In many ways the last of these has been most successful – and the government has drawn few attacks from the opposition for its development policy, as it has increased the aid budget even while making harsh cuts elsewhere.
This week Cameron attempts to gild his image on the global stage when he chairs the G8 summit. He has long waited for his "Blair moment", at which some of the razzmatazz of the last British G8 – in 2005 at Gleneagles – is recreated, if somewhat toned down to suit a time of austerity.
A centrepiece of Cameron's G8 was the "hunger summit", at the weekend, at which politicians from around the world came to plan the "eradication of hunger". Nobody can deny the ambition of that goal. But that does not mean we should applaud any policies that claim to be able to reach it.
The policies that the hunger summit endorsed will not eradicate hunger – and they might well make it worse. They are based on the same principle that guides all of the government's development thinking – namely the idea that "the market knows best". That's why African farmers' movements rejected a major component of the hunger summit – the New Alliance for Food Security and Nutrition. This alliance was launched at the last G8 and promises to increase investment in agriculture through "partnerships" with food giants such as Monsanto, Syngenta, Cargill and Unilever.
On Saturday, as the New Alliance added three African countries to the current six, anti-poverty groups including Jubilee Debt Campaign, Friends of the Earth and War on Want, demanded that the British government withhold the £395m of aid that it has pledged. Africa's farmers labelled it a "new wave of colonialism" because countries taking part in new alliance pilots are told, for instance, to make it easier for foreign corporations to buy up agricultural land and end trade protection.
This route to eradicating global hunger was tried and failed many times in the heyday of the British empire. It cost millions of lives on the Indian subcontinent in the 19th and 20th centuries, as support and protection for ordinary farmers was ended and food distribution was dictated by the market. Food was exported and stockpiled to attain higher prices, even while local populations starved to death.
Hunger is no more a result of food shortage today than it was then. The "market knows best" policies have not delivered food to the hungry. Real solutions are out there. A UN process (through the committee on world food security) is working to develop a set of principles to challenge the control of food systems. Massive grassroots networks, such as La Via Campesina, are working for "food sovereignty": the right to have not just access to food, but control of the food system.

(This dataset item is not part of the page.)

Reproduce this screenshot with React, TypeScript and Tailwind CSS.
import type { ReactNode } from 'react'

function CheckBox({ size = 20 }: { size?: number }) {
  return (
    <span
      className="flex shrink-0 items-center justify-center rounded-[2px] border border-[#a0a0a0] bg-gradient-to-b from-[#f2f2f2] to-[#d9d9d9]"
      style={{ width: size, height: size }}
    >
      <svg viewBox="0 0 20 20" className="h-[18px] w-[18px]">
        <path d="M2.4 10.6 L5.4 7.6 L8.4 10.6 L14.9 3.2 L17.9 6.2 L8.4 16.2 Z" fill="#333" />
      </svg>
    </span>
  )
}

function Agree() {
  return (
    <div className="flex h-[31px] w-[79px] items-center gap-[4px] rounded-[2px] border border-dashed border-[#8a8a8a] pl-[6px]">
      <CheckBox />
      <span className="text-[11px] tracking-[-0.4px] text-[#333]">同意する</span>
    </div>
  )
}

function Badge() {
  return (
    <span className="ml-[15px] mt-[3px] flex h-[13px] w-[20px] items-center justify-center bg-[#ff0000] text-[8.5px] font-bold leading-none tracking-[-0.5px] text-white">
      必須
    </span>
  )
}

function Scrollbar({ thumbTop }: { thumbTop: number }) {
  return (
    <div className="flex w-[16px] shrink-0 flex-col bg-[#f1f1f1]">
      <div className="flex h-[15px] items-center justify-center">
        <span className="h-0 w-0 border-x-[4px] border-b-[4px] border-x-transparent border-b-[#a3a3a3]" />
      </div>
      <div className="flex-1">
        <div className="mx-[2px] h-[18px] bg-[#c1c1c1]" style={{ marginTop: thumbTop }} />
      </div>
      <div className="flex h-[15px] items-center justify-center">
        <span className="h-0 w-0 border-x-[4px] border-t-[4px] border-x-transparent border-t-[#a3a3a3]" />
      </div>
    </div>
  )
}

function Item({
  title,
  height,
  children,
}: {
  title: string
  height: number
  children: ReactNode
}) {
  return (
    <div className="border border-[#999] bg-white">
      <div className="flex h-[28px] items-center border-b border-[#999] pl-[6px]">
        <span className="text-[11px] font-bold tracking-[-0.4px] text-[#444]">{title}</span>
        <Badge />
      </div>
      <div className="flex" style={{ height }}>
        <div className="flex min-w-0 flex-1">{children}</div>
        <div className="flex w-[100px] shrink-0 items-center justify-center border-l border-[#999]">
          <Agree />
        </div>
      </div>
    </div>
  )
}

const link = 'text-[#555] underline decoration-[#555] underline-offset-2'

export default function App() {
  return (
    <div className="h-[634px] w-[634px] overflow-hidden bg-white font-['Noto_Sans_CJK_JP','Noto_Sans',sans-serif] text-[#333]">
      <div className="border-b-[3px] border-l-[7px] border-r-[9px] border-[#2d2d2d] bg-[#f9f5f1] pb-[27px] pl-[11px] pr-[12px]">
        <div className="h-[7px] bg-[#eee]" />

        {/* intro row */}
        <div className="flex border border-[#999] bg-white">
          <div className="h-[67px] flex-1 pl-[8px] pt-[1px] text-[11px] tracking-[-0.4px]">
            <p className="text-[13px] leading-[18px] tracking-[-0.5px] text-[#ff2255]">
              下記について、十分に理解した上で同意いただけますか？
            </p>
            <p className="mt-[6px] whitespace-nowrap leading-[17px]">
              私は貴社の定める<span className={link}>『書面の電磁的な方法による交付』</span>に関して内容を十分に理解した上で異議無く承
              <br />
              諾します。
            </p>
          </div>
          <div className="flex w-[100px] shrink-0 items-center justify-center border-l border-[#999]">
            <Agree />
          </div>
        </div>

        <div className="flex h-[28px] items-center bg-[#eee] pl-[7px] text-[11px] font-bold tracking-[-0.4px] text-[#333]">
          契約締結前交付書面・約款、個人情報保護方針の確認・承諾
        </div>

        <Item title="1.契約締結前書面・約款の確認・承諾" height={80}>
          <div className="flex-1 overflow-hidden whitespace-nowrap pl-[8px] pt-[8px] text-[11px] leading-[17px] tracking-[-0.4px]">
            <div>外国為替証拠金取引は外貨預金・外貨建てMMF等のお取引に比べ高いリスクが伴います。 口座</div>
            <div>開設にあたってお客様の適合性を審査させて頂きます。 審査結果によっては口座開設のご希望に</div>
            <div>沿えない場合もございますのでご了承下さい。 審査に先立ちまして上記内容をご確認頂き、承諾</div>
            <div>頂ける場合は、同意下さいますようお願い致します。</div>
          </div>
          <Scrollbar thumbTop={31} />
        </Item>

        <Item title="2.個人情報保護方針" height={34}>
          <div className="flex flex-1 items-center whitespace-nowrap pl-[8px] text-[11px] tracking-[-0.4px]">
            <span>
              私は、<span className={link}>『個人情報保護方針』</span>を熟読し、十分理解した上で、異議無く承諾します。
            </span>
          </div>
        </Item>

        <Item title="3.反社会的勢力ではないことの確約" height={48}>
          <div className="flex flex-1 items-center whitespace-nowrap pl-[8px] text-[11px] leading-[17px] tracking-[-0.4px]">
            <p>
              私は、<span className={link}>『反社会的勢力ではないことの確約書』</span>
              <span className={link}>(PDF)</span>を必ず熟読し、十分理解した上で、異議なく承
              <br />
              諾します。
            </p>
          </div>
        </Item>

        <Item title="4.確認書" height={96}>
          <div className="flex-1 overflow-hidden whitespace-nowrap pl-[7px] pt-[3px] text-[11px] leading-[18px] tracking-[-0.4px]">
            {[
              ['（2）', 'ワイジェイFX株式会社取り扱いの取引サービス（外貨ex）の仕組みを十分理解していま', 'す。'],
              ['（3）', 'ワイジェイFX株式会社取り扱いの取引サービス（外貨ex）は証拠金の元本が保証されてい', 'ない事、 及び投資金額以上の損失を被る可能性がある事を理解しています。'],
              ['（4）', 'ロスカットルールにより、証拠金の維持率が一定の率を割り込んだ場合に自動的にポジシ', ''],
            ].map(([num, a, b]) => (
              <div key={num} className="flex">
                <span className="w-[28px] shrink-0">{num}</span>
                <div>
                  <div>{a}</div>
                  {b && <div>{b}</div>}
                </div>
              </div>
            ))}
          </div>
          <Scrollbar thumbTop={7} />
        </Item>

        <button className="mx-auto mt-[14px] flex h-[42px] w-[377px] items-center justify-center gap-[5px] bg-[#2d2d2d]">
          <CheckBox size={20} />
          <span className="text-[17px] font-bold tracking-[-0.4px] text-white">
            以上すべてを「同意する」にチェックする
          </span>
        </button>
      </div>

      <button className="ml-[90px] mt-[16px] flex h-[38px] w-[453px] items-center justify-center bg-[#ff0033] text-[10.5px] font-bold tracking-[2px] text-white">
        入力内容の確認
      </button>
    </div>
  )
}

It calls for land redistribution, a focus on domestic production, collective and organic farming and public support for farmers.
The concentration of power in the hands of corporations, especially financial business, is at the core of global injustices such as the deprivation of food. Yet across the board, the British government sees these behemoths as the solution to injustice.
Large numbers of the British public have marched and campaigned for a fairer distribution of power and wealth in the world. It is an insult if the very tools that they have defended – such as the development department and its budget – are used in a way that makes the world less fair.
G8 summits have traditionally seen campaigners get on the streets to question who holds the reins of global power. Why is it that eight countries have such a say over the lives of 7 billion people? Rather than giving Cameron a "golden moment", we must use the G8 to reclaim the development agenda as a broad-based call for social justice.